Removing all doubt, the lawyer later communicated explicitly what he expected in an email to a prospective candidate:

[I]n addition to the legal work, you would be required to have sexual interaction with me and my partner, sometimes together sometimes separate. This part of the job would require sexy dressing and flirtatious interaction with me and my partner, as well as sexual interaction. You will have to be comfortable doing this with us.

Because the lawyer had problems in the past lining up a new assistant that was truly up for the job, he stated the following in another follow up email:

Lastly, we’ve actually hired a couple of girls in the past for this position. But they have not been able to handle the sexual aspect of the job later. We have to be sure you’re comfortable with that aspect, because I don’t want you to do anything that you’re not comfortable with. So … we’ve decided that as part of the interview process you’ll be required to perform for us sexually (i didn’t do this before with the other girls i hired, now i think i have to because they couldn’t handle it). Because that aspect is an integral part of the job, I think it’s necessary to see if you can do that, because it’ll predict future behavior of you being able to handle it when you have the job….

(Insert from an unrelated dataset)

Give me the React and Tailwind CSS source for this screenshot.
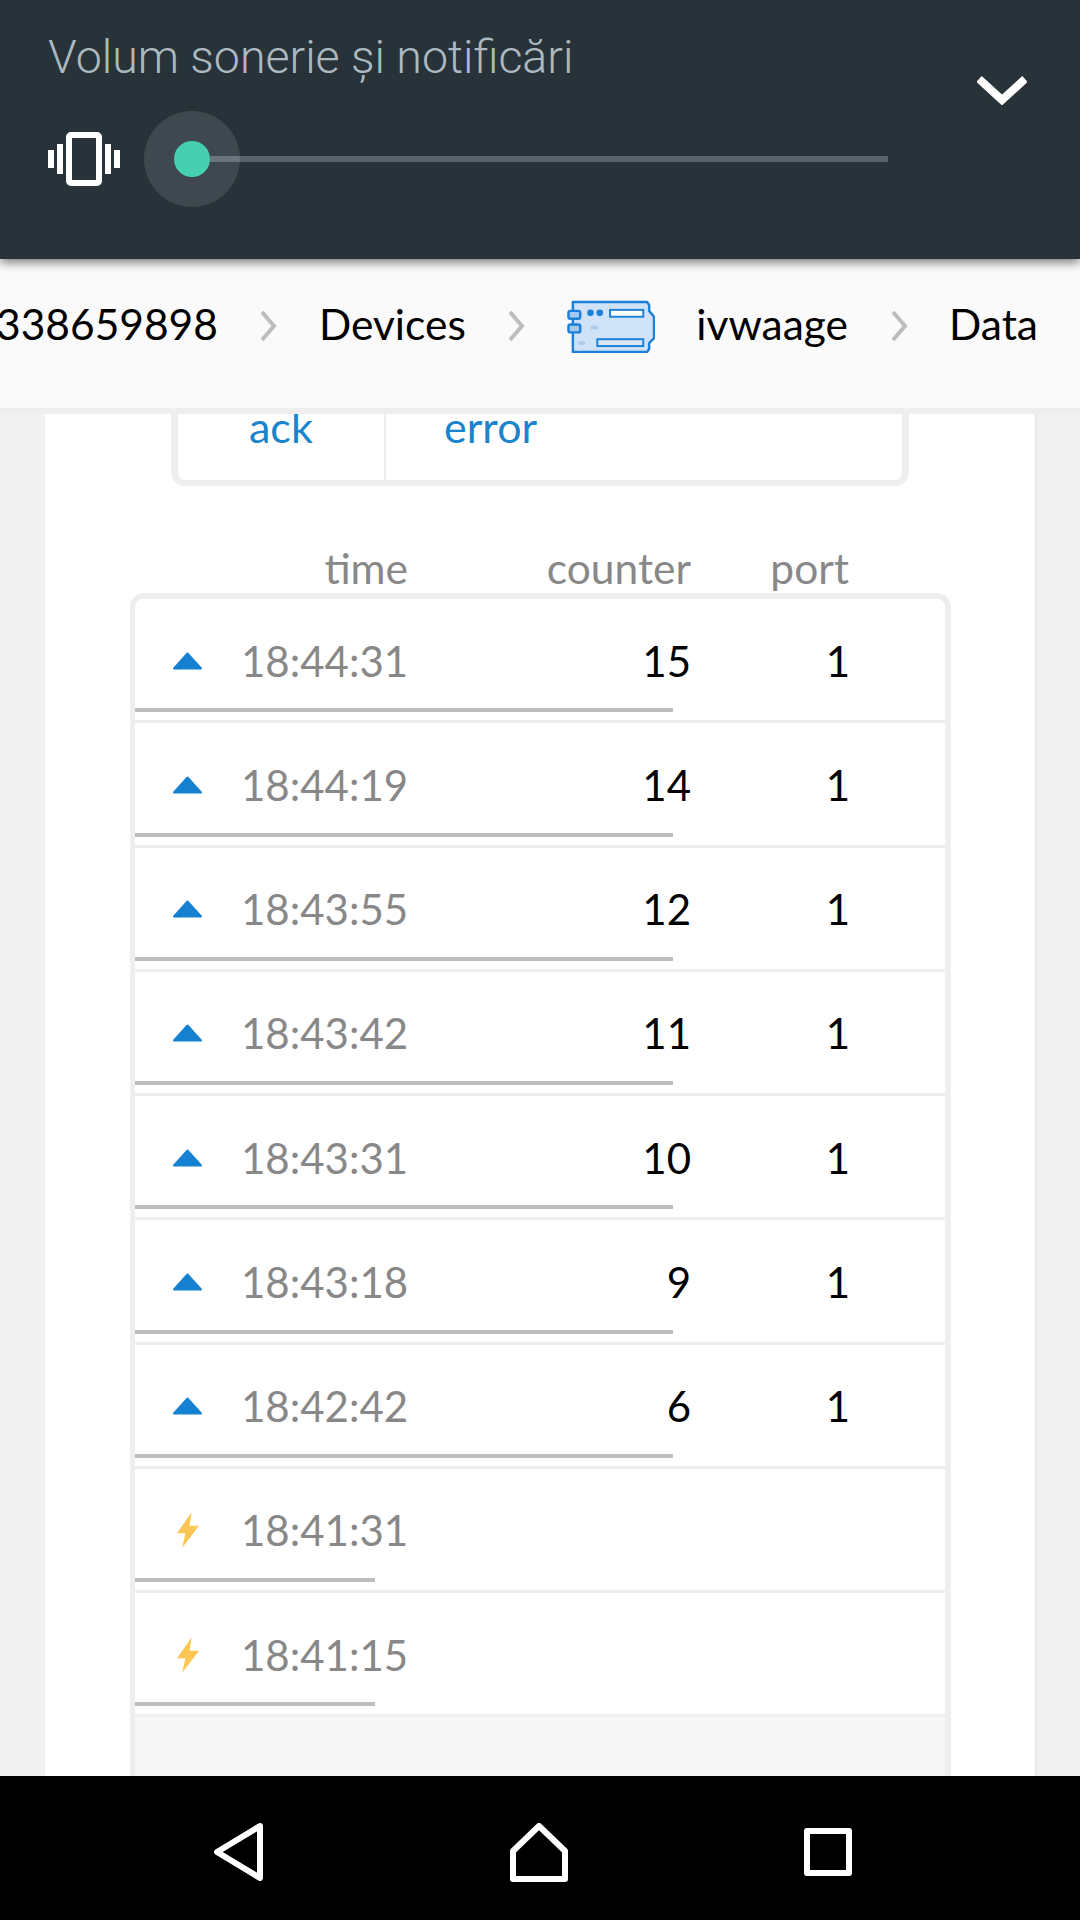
import React from "react";

const rows = [
  { time: "18:44:31", counter: "15", port: "1" },
  { time: "18:44:19", counter: "14", port: "1" },
  { time: "18:43:55", counter: "12", port: "1" },
  { time: "18:43:42", counter: "11", port: "1" },
  { time: "18:43:31", counter: "10", port: "1" },
  { time: "18:43:18", counter: "9", port: "1" },
  { time: "18:42:42", counter: "6", port: "1" },
  { time: "18:41:31", event: true },
  { time: "18:41:15", event: true },
];

const Chevron = () => (
  <svg width="18" height="34" viewBox="0 0 18 34" className="shrink-0 mt-1">
    <path d="M3 3l12 14L3 31" fill="none" stroke="#bdbdbd" strokeWidth="4" />
  </svg>
);

const BoardIcon = () => (
  <svg width="88" height="53" viewBox="0 0 90 54" className="shrink-0 mt-1.5">
    <path
      d="M6 2h76l2 3v6l5 6v22l-5 5v6l-2 3H6z"
      fill="#cfe2f7"
      stroke="#1c80d8"
      strokeWidth="2.5"
      strokeLinejoin="round"
    />
    <rect x="1.5" y="11" width="12" height="8" rx="2" fill="#a4c8f0" stroke="#1c80d8" strokeWidth="2.5" />
    <rect x="1.5" y="25" width="12" height="8" rx="2" fill="#a4c8f0" stroke="#1c80d8" strokeWidth="2.5" />
    <circle cx="24" cy="13" r="3.4" fill="#1c80d8" />
    <circle cx="33.5" cy="13" r="3.4" fill="#1c80d8" />
    <rect x="44" y="10" width="34" height="7" fill="#ffffff" stroke="#1c80d8" strokeWidth="2" />
    <rect x="24" y="26" width="8" height="4" rx="2" fill="#aecbeb" />
    <rect x="11" y="42" width="8" height="4" rx="2" fill="#aecbeb" />
    <rect x="31" y="40" width="47" height="7" fill="#dbe8f7" stroke="#1c80d8" strokeWidth="2" />
  </svg>
);

const UpIcon = () => (
  <svg width="29" height="18" viewBox="0 0 29 18">
    <path d="M14.5 1.5L28 16.5H1z" fill="#1581d0" stroke="#1581d0" strokeWidth="2" strokeLinejoin="round" />
  </svg>
);

const BoltIcon = () => (
  <svg width="22" height="36" viewBox="0 0 21 34">
    <path d="M14 0L0 20h8L5 34 21 13h-9z" fill="#fcc654" />
  </svg>
);

const App = () => {
  return (
    <div className="w-[1080px] h-[1920px] flex flex-col overflow-hidden bg-[#f1f1f1] font-['Lato',sans-serif]">
      <header className="relative z-10 h-[259px] shrink-0 flex justify-between bg-[#283339] shadow-[0_3px_10px_rgba(0,0,0,0.55)] pl-12 pr-[53px]">
        <div>
          <h1 className="mt-[30px] text-[46.5px] leading-[54px] text-[#adb9c0] font-['Roboto',sans-serif] font-light">
            Volum sonerie și notificări
          </h1>
          <div className="mt-12 flex items-center">
            <svg width="72" height="54" viewBox="0 0 72 54" className="shrink-0">
              <rect x="0" y="18" width="6" height="18" fill="#fff" />
              <rect x="9" y="12" width="6" height="30" fill="#fff" />
              <rect x="21" y="3" width="30" height="48" rx="2" fill="none" stroke="#fff" strokeWidth="6" />
              <rect x="57" y="12" width="6" height="30" fill="#fff" />
              <rect x="66" y="18" width="6" height="18" fill="#fff" />
            </svg>
            <div className="relative ml-[54px] w-[714px] h-[36px] flex items-center">
              <div className="absolute left-[-30px] top-[-30px] w-24 h-24 rounded-full bg-[#3e484e]" />
              <div className="absolute left-[36px] right-0 h-1.5 bg-[#596369]" />
              <div className="absolute left-[36px] w-[30px] h-1.5 bg-[#6b747a]" />
              <div className="relative w-9 h-9 rounded-full bg-[#45ceb0]" />
            </div>
          </div>
        </div>
        <svg width="50" height="31" viewBox="0 0 50 31" className="mt-[74px] shrink-0">
          <path d="M2 5l23 21L48 5" fill="none" stroke="#fff" strokeWidth="8" />
        </svg>
      </header>

      <nav className="h-[149px] shrink-0 flex items-center justify-end gap-[41.5px] bg-[#fafafa] pr-[42px] pb-[20px] text-[42.5px] text-black whitespace-nowrap overflow-hidden">
        <span>338659898</span>
        <Chevron />
        <span>Devices</span>
        <Chevron />
        <div className="flex items-center gap-[41.5px]">
          <BoardIcon />
          <span>ivwaage</span>
        </div>
        <Chevron />
        <span>Data</span>
      </nav>

      <main className="flex-1 min-h-0 border-t-[6px] border-[#eeeeee] overflow-hidden">
        <div className="ml-[45px] w-[992px] h-full bg-white border-r-2 border-[#e8e8e8] overflow-hidden">
          <div className="ml-[126px] w-[738px] h-[72px] flex border-x-[7px] border-b-[6px] border-[#eeeeee] rounded-b-[14px] text-[43px] text-[#1a85cc]">
            <div className="w-[208px] h-full border-r-2 border-[#eeeeee] pl-[71px] leading-[26px]">ack</div>
            <div className="pl-[58px] leading-[26px]">error</div>
          </div>

          <div className="mt-[56px] ml-[85px] w-[821px] grid grid-cols-[278px_283px_158px] text-right text-[42.5px] leading-[52px] text-[#888888]">
            <span>time</span>
            <span>counter</span>
            <span>port</span>
          </div>

          <div className="mt-[-1px] ml-[85px] w-[821px] h-[1200px] border-[6px] border-l-[5px] border-b-0 border-[#eeeeee] rounded-t-[14px] bg-[#f6f6f6] overflow-hidden">
            {rows.map((row) => (
              <div key={row.time} className="h-[124.25px] flex flex-col bg-white border-b-[3px] border-[#eeeeee] pb-2">
                <div className="flex-1 min-h-0 grid grid-cols-[106px_450px_159px] items-center text-[42px] leading-[52px] pt-[14px]">
                  <div className="pl-[38px] flex items-center h-full">
                    {row.event ? (
                      <div className="ml-1 flex">
                        <BoltIcon />
                      </div>
                    ) : (
                      <UpIcon />
                    )}
                  </div>
                  <div className="relative">
                    <span className="text-[#888888]">{row.time}</span>
                    <span className="absolute right-0 top-0 text-black">{row.counter}</span>
                  </div>
                  <span className="text-right text-black">{row.port}</span>
                </div>
                <div className={`h-1 bg-[#bdbdbd] ${row.event ? "w-[240px]" : "w-[538px]"}`} />
              </div>
            ))}
          </div>
        </div>
      </main>

      <footer className="relative z-10 h-[144px] shrink-0 flex items-center justify-center bg-black pt-2 pr-[14px]">
        <svg width="50" height="58" viewBox="0 0 50 58" className="mr-[246px]">
          <path d="M46 3L3 29l43 26z" fill="none" stroke="#fff" strokeWidth="6" strokeLinejoin="round" />
        </svg>
        <svg width="58" height="59" viewBox="0 0 58 59" className="mr-[236px]">
          <path d="M29 3L3 28v28h52V28z" fill="none" stroke="#fff" strokeWidth="6" strokeLinejoin="round" />
        </svg>
        <svg width="48" height="48" viewBox="0 0 48 48">
          <rect x="3" y="3" width="42" height="42" fill="none" stroke="#fff" strokeWidth="6" strokeLinejoin="round" />
        </svg>
      </footer>
    </div>
  );
};

export default App;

You can’t make this stuff up!  While this story has been posted on several legal humor blogs, my curiousity ran mostly to the employment law consequences.  Ready for a surprise – it is a close call.  You are immediately thinking that this must clearly be sexual harassment, but the prospective employer is being up front about what he expects so it would be difficult for a prospective employee or new employee to argue that the sexual advance of the lawyer was unwelcome as required to establish a claim.

Setting that aside, it might be criminally illegal and considered propositioning along the lines of prostitution.

So, if it is a close call from an employment context and the lawyer didn’t get criminally prosecuted, why was he suspended?  He was suspended by the state bar for an ethical violation related to the practice of law.